• _Your task_
Copy exactly the lines that run from the top of the listing to the line containing "h-[720px] border-2 border-[#afb1b1]", both ends included, and omit the pictures.

• _Supplied data_
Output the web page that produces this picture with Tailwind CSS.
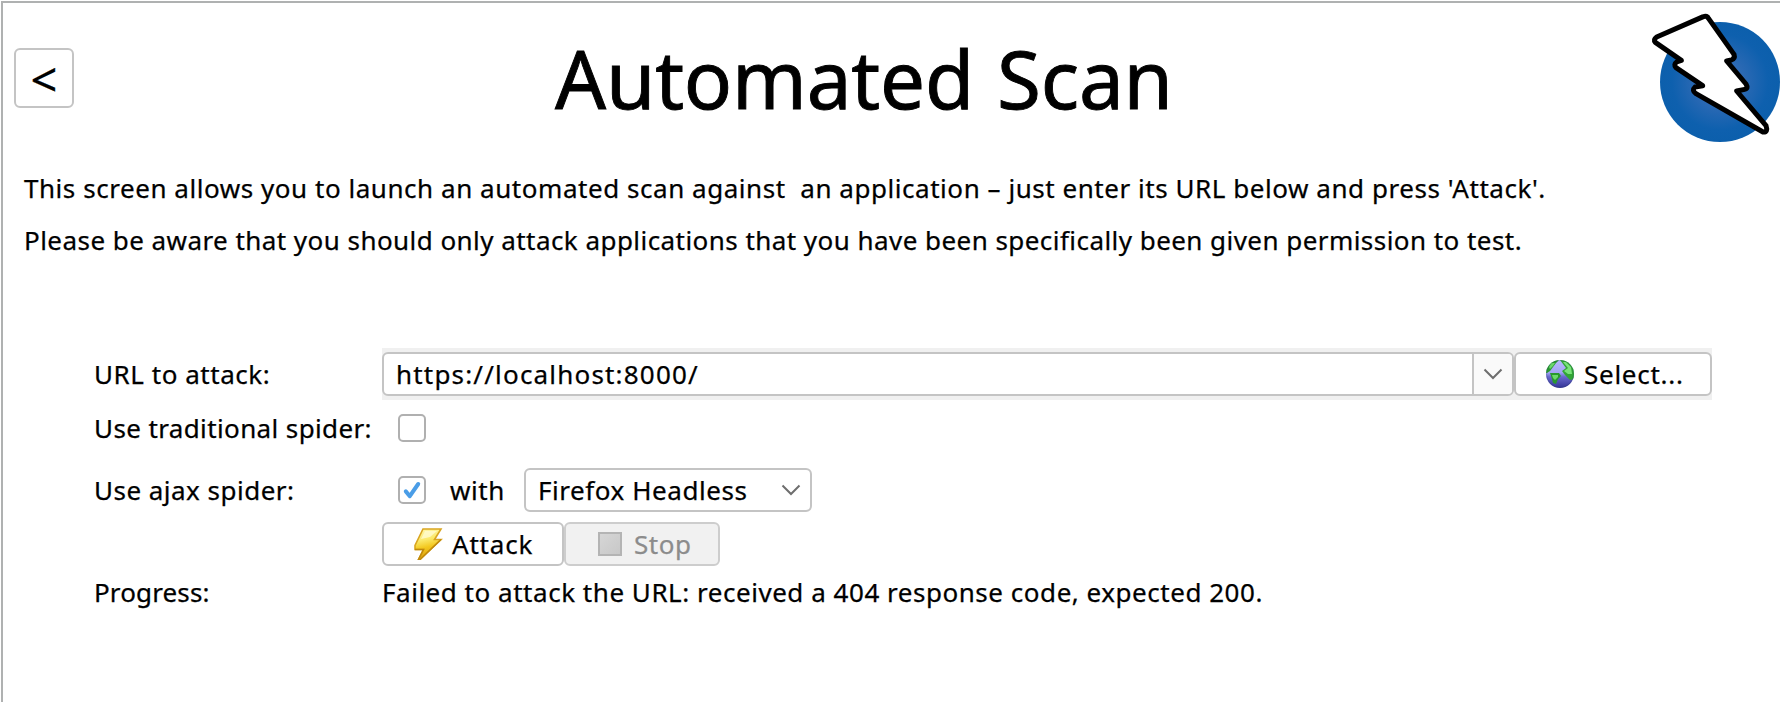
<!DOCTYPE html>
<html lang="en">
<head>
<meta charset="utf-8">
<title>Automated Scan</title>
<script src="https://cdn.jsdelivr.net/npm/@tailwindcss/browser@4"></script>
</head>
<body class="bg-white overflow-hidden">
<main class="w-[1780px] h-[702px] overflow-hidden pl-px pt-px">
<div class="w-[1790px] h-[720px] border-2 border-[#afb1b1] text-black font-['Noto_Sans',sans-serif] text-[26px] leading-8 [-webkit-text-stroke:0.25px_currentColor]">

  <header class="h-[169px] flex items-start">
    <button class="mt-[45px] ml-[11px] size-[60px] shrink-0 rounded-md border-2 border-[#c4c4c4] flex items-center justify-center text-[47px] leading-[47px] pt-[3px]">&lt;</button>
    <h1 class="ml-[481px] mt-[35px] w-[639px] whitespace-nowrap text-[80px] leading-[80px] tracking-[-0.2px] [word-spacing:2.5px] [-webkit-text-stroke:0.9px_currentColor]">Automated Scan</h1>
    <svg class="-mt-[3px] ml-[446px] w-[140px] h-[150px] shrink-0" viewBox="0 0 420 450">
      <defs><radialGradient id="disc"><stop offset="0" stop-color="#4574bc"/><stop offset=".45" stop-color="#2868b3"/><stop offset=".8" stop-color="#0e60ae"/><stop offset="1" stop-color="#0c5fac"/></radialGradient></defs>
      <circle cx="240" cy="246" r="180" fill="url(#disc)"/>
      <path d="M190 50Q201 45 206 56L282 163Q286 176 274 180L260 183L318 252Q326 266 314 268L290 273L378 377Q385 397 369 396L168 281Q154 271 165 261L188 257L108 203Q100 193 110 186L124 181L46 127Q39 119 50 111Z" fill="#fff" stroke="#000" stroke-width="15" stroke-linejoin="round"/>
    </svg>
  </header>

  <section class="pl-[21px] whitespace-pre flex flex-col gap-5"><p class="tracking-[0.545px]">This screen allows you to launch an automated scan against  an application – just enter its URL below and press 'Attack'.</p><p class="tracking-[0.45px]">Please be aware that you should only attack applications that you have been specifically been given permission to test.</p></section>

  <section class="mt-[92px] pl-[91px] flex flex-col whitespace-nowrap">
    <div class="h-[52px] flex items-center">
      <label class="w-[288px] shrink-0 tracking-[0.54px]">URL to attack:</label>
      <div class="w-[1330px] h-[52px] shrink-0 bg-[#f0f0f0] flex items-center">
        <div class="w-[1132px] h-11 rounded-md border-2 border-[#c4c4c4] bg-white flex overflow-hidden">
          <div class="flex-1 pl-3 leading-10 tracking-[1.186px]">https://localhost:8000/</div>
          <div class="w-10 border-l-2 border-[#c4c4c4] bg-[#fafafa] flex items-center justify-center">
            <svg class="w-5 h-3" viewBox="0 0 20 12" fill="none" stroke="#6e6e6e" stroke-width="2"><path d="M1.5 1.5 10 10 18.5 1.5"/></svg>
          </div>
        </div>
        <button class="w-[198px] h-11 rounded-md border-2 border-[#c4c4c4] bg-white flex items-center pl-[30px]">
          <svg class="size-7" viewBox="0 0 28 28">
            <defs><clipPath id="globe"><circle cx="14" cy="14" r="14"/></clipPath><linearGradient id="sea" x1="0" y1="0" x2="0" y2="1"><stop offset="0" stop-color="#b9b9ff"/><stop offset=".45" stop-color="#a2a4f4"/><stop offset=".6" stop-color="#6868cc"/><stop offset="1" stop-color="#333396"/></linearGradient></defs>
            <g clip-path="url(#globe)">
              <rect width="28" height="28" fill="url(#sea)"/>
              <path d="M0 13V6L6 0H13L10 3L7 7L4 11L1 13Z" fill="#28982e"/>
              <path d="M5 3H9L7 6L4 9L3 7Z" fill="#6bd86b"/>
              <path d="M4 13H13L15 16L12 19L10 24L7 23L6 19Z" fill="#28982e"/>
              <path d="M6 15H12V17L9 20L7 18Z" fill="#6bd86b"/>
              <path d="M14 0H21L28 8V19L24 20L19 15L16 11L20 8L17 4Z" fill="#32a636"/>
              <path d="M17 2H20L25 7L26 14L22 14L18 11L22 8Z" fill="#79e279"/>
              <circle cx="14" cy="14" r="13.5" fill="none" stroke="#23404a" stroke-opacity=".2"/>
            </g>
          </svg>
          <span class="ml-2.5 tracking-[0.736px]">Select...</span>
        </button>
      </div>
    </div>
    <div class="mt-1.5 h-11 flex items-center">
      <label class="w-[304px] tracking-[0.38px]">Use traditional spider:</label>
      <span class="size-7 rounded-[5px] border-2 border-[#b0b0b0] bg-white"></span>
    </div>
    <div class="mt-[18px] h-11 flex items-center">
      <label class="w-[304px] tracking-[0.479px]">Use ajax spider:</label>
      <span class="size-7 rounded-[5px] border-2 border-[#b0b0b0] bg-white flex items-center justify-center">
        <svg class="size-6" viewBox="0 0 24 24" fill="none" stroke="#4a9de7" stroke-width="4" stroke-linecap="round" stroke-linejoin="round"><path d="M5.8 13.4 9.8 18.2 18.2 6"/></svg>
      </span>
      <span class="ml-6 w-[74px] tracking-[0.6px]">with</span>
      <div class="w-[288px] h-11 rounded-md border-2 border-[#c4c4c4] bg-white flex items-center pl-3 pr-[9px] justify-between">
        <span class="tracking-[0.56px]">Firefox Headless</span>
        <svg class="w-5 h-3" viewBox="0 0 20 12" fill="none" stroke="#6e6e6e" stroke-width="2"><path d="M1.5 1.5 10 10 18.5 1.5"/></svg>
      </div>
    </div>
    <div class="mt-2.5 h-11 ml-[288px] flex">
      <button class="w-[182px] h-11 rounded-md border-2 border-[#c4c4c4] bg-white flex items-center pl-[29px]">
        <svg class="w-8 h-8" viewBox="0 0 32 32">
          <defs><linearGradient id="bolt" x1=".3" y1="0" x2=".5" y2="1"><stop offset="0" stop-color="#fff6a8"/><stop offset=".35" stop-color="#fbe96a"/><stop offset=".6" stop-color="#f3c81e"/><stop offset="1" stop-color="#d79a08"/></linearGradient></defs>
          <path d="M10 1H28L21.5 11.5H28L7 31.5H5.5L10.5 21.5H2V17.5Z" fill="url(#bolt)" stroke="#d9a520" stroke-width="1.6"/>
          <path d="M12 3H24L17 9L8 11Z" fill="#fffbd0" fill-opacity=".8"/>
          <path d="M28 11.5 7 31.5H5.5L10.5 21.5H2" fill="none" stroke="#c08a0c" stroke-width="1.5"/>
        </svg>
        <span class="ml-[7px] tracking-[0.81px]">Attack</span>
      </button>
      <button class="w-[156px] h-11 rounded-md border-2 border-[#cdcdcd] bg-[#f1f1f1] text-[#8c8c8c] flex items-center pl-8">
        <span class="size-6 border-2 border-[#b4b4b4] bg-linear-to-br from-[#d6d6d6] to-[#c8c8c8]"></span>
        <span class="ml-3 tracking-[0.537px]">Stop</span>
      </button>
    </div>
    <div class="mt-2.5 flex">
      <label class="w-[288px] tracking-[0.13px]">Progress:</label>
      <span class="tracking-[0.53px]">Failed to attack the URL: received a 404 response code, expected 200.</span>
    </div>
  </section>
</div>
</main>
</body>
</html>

• _Expected answer_
Output the web page that produces this picture with Tailwind CSS.
<!DOCTYPE html>
<html lang="en">
<head>
<meta charset="utf-8">
<title>Automated Scan</title>
<script src="https://cdn.jsdelivr.net/npm/@tailwindcss/browser@4"></script>
</head>
<body class="bg-white overflow-hidden">
<main class="w-[1780px] h-[702px] overflow-hidden pl-px pt-px">
<div class="w-[1790px] h-[720px] border-2 border-[#afb1b1] text-black font-['Noto_Sans',sans-serif] text-[26px] leading-8 [-webkit-text-stroke:0.25px_currentColor]">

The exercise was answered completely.